A cada dia, a bandeira da sustentabilidade é hasteada com mais vigor no mercado imobiliário. Mas, segundo especialistas, as medidas tomadas por incorporadoras no desenvolvimento dos projetos nem sempre são detalhadas ao consumidor da forma como deveriam.
“O mercado exagera um pouco no marketing”, diz o consultor em sustentabilidade na construção civil Luiz Henrique Ferreira, da Inovatech Engenharia. Ele se refere à publicidade realizada por companhias na divulgação de certificações “verdes” disponíveis para edificações. “Há empreendedores que prestam a Fuvest e dizem que estão na USP. Há um longo caminho entre pedir a certificação e realmente ser certificado”, explica.
Quando o consumidor compra uma unidade em um empreendimento que busca respeitar algum sistema de avaliação, apenas deposita confiança no compromisso do empreendedor de respeitar boas práticas de eficiência e conforto, na medida em que a conquista dos selos de sustentabilidade somente é obtida após a conclusão da obra.
“Mesmo que anunciássemos a certificação do projeto, não há como garantir que o empreendedor vai cumpri-lo”, diz o diretor do Green Building Council Brasil, Felipe Faria. A entidade promove e discute em território nacional a certificação norte-americana Leed, até o momento a mais difundida no País, com 653 registros, 80 deles atestados.
Tal processo permite diversos tipos de avaliação dos produtos imobiliários, desde os móveis de uma sala comercial até o relacionamento do empreendimento com a vizinhança.
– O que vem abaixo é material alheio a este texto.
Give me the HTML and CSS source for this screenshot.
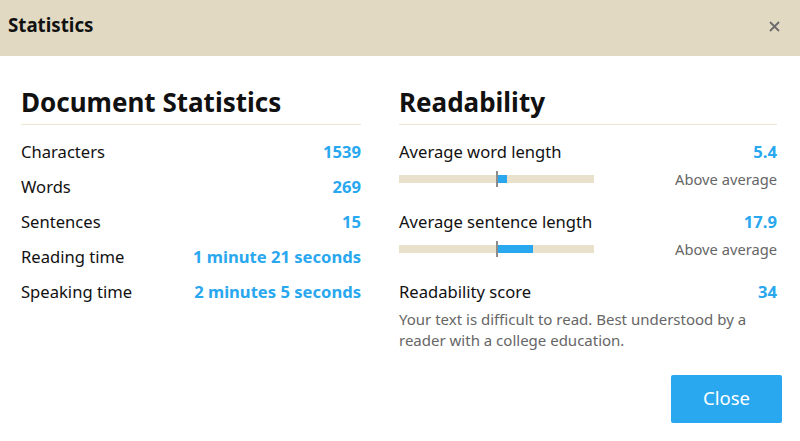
FILE: index.html
```html
<!DOCTYPE html>
<html>
<head>
<meta charset="utf-8">
<link rel="stylesheet" href="styles.css">
</head>
<body>
<div class="dialog">
  <header class="dialog-header">
    <h1 class="dialog-title">Statistics</h1>
    <button class="dialog-x" aria-label="Close">
      <svg width="11" height="11" viewBox="0 0 11 11"><path d="M1 1L10 10M10 1L1 10" stroke="#6b6b6b" stroke-width="1.8" fill="none"/></svg>
    </button>
  </header>
  <main class="dialog-body">
    <section class="col">
      <h2 class="col-title">Document Statistics</h2>
      <div class="row"><span>Characters</span><span class="val">1539</span></div>
      <div class="row"><span>Words</span><span class="val">269</span></div>
      <div class="row"><span>Sentences</span><span class="val">15</span></div>
      <div class="row"><span>Reading time</span><span class="val">1 minute 21 seconds</span></div>
      <div class="row"><span>Speaking time</span><span class="val">2 minutes 5 seconds</span></div>
    </section>
    <section class="col">
      <h2 class="col-title">Readability</h2>
      <div class="metric">
        <div class="row"><span>Average word length</span><span class="val">5.4</span></div>
        <div class="bar-row">
          <div class="bar"><div class="bar-fill" style="width:9px"></div><div class="bar-mark"></div></div>
          <span class="note">Above average</span>
        </div>
      </div>
      <div class="metric">
        <div class="row"><span>Average sentence length</span><span class="val">17.9</span></div>
        <div class="bar-row">
          <div class="bar"><div class="bar-fill" style="width:35px"></div><div class="bar-mark"></div></div>
          <span class="note">Above average</span>
        </div>
      </div>
      <div class="row"><span>Readability score</span><span class="val">34</span></div>
      <p class="desc">Your text is difficult to read. Best understood by a reader with a college education.</p>
    </section>
  </main>
  <footer class="dialog-footer">
    <button class="btn-close">Close</button>
  </footer>
</div>
</body>
</html>
```
FILE: styles.css
```css
* { box-sizing: border-box; }
html, body { margin: 0; padding: 0; background: #fff; }
body { font-family: "Noto Sans", "Open Sans", sans-serif; color: #111; }
.dialog { width: 800px; height: 441px; background: #fff; }
.dialog-header {
  height: 56px;
  background: #e2d9c2;
  display: flex;
  align-items: center;
  justify-content: space-between;
  padding: 0 20px 0 8px;
}
.dialog-title { margin: 0; font-size: 18.7px; font-weight: 700; color: #111; line-height: 24px; padding-bottom: 6px; }
.dialog-x { background: none; border: 0; padding: 0; width: 11px; height: 11px; display: flex; cursor: pointer; margin-bottom: 4px; }
.dialog-body {
  display: grid;
  grid-template-columns: 340px 1fr;
  column-gap: 38px;
  padding: 30px 23px 0 21px;
}
.col-title {
  margin: 0 0 9px;
  font-size: 26px;
  font-weight: 700;
  line-height: 32px;
  padding-bottom: 6px;
  border-bottom: 1px solid #ede6d3;
  color: #111;
}
.row {
  display: flex;
  justify-content: space-between;
  font-size: 16.6px;
  line-height: 35px;
  height: 35px;
  color: #111;
}
.val { color: #29a7ef; font-weight: 700; }
.metric { margin-bottom: 15px; }
.bar-row { display: flex; align-items: center; justify-content: space-between; height: 20px; }
.bar { position: relative; width: 195px; height: 8px; background: #e9e1cb; }
.bar-fill { position: absolute; left: 99px; top: 0; height: 8px; background: #29a7ef; }
.bar-mark { position: absolute; left: 97px; top: -4px; width: 2px; height: 16px; background: #8c8c8c; }
.note { font-size: 14.7px; color: #666; line-height: 20px; }
.desc { margin: 0; font-size: 15px; line-height: 21px; color: #666; padding-right: 20px; }
.dialog-footer { display: flex; justify-content: flex-end; padding: 24px 18px 0 0; }
.btn-close {
  width: 111px;
  height: 48px;
  border: 0;
  border-radius: 2px;
  background: #29a7ef;
  color: #fff;
  font-family: "Noto Sans", "Open Sans", sans-serif;
  font-size: 18.5px;
  line-height: 46px;
  padding: 0 0 2px;
  cursor: pointer;
}
```
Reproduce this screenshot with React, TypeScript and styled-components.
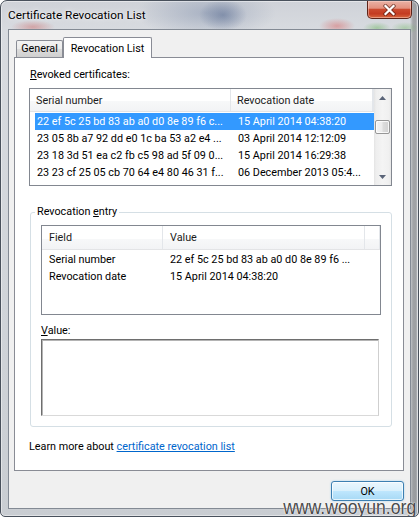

No entanto, o selo só é concedido depois de cumpridos todas as etapas até o funcionamento pleno do imóvel. As fases anteriores a essa apenas integram o processo, em regra acompanhado por consultores.
Esses profissionais indicam soluções para os empreendedores na implementação de medidas para reduzir o consumo de recursos e, ao mesmo tempo, promover o conforto térmico, acústico e visual do usuário. “Pode ser que um projeto requeira, por vários motivos, um desempenho acústico melhor e não seja tão crítico na questão térmica. Pode ser o contrário. Essas combinações é o que o empreendedor escolhe”, diz o professor Manuel Martins, coordenador do Processo Aqua, um dos mais importantes no Brasil, com 65 complexos em fase de certificação.
Baseado no tradicional sistema francês HQE, de 1974, o Aqua foi adaptado para aplicação em edificações brasileiras em 2008 pela Fundação Vanzolini. Ele diferencia-se do Leed não apenas pela tropicalidade, mas também pelo método de avaliação: o sistema norte-americano é certificado em única etapa, remotamente, e por meio de auditorias em laudos de performance apresentados pelos incorporadores, enquanto o método brasileiro faz análises presenciais e em etapas.
O processo Aqua tem, ao todo, quatro certificações, todas interdependentes. A primeira delas é na fase de programa, com especificações sobre o empreendimento, as soluções propostas e as estratégias de viabilidade. A certificação na fase de concepção é obtida após a conclusão de todos os projetos da obra, com detalhamentos das economias e dos sistemas de gerenciamento da construção – os empreendimentos estão nesta etapa de cumprimento das exigências do Aqua quando começam a ser vendidos.
O terceiro selo, na fase de realização, só é concedido se o edifício, já pronto, seguir todas as recomendações do projeto. Por fim e apenas para as edificações de serviços, é possível a conquista do selo de operação e uso.
No mundo, há outros sistemas, ainda pouco difundidos no Brasil, como o método inglês BRE e o alemão DGNB – ambos com auditorias não presenciais. Por aqui, a Caixa Econômica Federal também desenvolveu um selo para empreendimentos que buscam financiamento na instituição: o Casa Azul, com seis projetos reconhecidos.
O selo é concedido durante o desenvolvimento da obra e dá ao empresário taxas diferenciadas de juros. Para mantê-lo, a empresa deve seguir as medidas sustentáveis na construção, e o descumprimento pode gerar multa de até 5% sobre o investimento.
O diferencial do Casa Azul está na inclusão de práticas sociais entre seus critérios, como orientação aos empregados e moradores. Em São Paulo, o selo foi obtido por dois complexos, um deles integrante do programa municipal de urbanização de favelas, no Paraisópolis, onde vive a dona de casa Iracema Maria de Almeida, de 38 anos, em um apartamento com redutores de água nas torneiras e sistema de chuveiros a gás. “É bem claro e ventilado lá”, diz a moradora, que paga cerca de R$ 160 com as contas de água, luz e condomínio. As adaptações no projeto geraram acréscimo de 1% nos custos do conjunto.